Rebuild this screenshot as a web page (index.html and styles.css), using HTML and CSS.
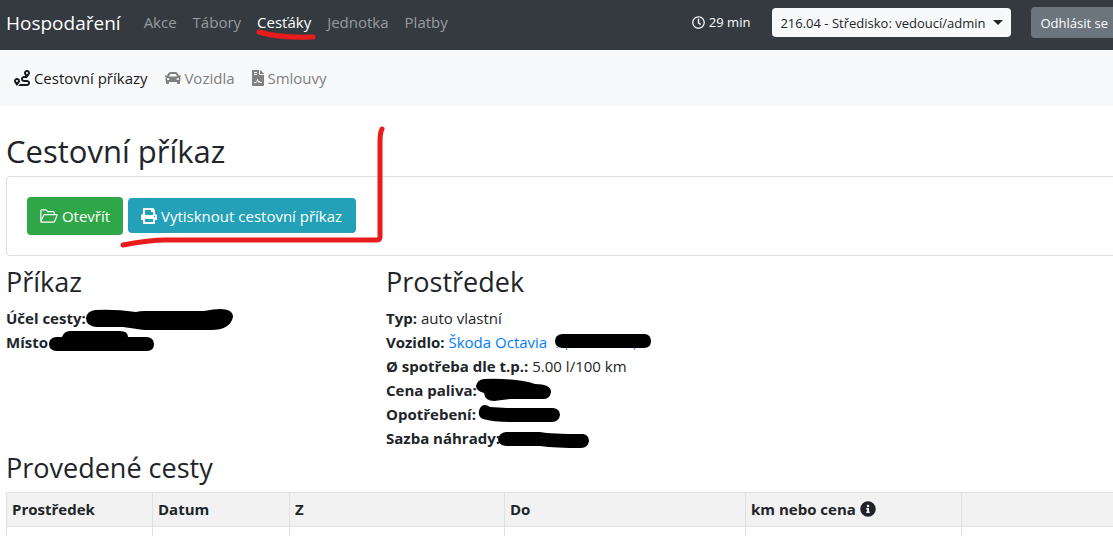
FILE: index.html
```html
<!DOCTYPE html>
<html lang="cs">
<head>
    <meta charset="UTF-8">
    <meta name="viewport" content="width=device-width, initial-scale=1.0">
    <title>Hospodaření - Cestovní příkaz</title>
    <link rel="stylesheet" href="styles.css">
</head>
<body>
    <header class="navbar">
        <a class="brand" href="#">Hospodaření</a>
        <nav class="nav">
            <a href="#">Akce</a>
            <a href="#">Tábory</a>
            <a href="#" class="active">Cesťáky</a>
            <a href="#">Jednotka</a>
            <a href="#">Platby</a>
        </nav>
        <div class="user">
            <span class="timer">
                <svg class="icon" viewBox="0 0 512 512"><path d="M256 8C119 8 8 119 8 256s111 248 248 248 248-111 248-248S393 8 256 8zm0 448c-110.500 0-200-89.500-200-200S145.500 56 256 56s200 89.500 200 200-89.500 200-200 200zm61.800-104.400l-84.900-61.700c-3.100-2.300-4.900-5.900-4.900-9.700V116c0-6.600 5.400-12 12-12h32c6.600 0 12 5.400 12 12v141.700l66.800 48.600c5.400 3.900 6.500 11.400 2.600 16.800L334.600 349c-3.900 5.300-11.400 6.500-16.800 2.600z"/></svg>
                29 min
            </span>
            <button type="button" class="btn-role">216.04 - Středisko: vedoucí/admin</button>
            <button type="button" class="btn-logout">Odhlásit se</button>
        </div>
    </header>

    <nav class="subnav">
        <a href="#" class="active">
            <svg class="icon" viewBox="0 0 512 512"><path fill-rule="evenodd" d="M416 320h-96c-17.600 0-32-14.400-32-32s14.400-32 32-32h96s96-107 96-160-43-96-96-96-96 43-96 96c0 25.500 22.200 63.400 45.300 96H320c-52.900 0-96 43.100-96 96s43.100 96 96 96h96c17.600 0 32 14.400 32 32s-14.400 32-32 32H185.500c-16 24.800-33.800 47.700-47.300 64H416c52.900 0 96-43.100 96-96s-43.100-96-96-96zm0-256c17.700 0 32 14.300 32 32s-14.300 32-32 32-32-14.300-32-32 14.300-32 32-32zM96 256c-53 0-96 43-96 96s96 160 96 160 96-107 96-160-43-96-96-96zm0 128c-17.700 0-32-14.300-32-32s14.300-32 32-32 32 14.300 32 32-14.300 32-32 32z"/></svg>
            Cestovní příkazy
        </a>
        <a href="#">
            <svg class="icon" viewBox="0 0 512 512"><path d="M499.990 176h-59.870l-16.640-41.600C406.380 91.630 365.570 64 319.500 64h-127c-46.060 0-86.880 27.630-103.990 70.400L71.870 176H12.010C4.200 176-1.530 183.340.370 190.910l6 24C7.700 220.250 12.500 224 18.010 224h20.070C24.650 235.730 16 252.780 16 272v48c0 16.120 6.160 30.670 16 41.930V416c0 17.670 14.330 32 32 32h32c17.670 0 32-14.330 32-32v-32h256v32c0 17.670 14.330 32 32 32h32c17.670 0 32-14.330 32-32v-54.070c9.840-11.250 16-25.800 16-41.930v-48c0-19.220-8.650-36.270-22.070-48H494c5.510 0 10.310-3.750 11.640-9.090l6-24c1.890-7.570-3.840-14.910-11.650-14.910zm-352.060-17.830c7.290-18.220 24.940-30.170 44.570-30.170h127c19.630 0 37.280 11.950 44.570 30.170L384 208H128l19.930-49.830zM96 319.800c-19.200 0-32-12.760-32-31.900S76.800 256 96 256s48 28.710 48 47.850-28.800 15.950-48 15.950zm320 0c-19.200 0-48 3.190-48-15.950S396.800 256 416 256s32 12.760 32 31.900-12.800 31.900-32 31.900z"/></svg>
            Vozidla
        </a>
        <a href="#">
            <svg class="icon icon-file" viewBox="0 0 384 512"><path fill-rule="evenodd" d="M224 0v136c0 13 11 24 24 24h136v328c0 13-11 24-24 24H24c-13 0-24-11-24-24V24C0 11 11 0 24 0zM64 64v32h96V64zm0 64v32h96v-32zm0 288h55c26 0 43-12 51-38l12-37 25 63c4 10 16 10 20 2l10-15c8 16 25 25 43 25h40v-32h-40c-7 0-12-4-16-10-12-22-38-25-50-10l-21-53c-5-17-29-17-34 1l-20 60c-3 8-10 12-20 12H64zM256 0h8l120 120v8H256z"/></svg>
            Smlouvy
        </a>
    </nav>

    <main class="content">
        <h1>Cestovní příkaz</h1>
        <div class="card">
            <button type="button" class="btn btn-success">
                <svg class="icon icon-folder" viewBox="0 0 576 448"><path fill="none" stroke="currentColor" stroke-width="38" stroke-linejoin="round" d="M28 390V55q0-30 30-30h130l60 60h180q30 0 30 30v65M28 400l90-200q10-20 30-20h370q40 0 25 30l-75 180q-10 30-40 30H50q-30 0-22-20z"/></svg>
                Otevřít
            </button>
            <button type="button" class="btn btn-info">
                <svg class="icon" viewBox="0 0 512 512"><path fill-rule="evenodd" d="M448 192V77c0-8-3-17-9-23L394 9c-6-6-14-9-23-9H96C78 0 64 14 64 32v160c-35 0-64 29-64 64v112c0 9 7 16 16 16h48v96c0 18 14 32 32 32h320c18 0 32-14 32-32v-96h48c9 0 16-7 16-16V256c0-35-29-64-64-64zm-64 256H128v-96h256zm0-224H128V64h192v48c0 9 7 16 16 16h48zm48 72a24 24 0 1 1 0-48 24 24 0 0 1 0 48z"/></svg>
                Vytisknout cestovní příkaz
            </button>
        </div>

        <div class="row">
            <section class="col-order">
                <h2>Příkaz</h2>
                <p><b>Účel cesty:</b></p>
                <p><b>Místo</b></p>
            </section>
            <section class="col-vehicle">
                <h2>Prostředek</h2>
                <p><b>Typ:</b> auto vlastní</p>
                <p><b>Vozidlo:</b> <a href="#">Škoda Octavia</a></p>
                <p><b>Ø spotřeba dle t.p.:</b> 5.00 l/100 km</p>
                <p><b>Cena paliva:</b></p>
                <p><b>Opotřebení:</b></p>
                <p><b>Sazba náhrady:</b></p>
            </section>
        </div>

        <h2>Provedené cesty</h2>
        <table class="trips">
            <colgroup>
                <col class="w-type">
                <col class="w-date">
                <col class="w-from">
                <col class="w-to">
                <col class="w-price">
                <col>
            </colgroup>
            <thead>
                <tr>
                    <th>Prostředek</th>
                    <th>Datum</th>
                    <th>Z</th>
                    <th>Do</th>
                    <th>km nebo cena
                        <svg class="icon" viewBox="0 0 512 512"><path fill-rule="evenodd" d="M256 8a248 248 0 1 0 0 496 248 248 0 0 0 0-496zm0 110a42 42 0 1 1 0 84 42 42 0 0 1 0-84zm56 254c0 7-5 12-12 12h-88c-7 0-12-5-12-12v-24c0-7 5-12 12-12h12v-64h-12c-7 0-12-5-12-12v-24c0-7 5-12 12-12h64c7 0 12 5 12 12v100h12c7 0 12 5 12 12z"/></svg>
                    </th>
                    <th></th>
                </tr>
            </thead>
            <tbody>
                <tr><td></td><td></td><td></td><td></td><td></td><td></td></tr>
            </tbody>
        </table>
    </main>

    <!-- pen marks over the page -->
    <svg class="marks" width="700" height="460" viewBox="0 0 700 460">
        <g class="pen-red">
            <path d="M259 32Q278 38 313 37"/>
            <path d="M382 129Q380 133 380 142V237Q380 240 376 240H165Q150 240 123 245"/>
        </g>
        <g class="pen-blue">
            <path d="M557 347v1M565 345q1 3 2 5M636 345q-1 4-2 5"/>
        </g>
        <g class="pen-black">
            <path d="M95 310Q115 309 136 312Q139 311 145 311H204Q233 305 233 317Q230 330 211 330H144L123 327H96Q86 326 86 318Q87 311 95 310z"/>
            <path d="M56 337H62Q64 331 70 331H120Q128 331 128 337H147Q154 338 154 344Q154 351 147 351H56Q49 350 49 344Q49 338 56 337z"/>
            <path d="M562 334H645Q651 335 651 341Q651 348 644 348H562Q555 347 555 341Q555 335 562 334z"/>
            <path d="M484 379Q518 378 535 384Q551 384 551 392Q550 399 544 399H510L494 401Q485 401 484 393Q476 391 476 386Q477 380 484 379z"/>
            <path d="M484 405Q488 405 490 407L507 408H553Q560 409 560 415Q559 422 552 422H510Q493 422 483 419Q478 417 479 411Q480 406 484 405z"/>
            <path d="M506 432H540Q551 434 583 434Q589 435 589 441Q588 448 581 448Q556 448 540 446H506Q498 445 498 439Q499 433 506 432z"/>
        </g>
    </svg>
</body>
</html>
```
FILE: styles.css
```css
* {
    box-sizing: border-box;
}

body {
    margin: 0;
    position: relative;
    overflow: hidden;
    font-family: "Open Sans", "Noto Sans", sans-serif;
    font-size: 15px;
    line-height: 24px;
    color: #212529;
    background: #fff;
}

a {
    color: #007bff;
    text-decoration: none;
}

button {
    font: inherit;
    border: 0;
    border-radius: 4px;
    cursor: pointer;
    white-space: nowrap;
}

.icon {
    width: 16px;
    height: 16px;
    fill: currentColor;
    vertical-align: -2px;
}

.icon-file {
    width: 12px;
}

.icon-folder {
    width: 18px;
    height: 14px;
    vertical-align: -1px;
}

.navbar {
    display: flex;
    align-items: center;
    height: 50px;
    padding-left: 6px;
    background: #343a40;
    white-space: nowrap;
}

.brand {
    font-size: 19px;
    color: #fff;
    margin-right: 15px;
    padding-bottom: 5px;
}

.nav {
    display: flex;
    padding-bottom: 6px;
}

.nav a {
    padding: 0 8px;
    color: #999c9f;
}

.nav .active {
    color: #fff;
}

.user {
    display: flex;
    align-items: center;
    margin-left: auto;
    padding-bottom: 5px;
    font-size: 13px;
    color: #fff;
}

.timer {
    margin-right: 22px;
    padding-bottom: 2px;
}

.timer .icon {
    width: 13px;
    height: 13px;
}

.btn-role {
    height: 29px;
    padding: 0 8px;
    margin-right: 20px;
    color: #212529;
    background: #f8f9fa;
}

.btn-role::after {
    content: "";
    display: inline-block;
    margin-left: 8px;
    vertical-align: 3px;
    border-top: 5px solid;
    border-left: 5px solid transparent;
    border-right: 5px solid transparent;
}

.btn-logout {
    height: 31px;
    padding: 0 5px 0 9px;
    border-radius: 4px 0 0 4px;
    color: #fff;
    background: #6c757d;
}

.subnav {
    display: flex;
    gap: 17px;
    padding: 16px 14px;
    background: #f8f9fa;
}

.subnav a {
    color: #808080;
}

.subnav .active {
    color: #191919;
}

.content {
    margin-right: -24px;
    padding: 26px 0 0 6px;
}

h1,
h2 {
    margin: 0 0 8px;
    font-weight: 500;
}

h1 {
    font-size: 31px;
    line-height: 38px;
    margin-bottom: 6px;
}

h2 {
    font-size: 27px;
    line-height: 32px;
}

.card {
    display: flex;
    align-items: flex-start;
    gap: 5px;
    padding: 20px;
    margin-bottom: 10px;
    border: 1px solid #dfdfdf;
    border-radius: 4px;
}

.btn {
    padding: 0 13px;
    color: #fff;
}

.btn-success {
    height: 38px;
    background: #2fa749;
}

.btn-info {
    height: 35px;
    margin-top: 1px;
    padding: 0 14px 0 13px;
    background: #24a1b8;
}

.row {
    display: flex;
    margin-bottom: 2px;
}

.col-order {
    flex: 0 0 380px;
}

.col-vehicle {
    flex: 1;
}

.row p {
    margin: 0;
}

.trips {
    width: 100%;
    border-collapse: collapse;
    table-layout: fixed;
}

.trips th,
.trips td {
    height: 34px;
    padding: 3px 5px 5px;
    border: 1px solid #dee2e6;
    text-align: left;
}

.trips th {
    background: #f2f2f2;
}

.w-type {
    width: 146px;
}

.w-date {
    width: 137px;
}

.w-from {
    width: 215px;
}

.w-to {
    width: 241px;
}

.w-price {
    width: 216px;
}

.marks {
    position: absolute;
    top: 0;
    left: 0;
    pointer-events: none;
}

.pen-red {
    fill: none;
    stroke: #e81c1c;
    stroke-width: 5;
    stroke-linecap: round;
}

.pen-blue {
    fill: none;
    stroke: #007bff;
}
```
=-=-=
* PROBLEM TO WORK ON
What is the number of lines holding the word "styles"? State it alone.

* OUTPUT
3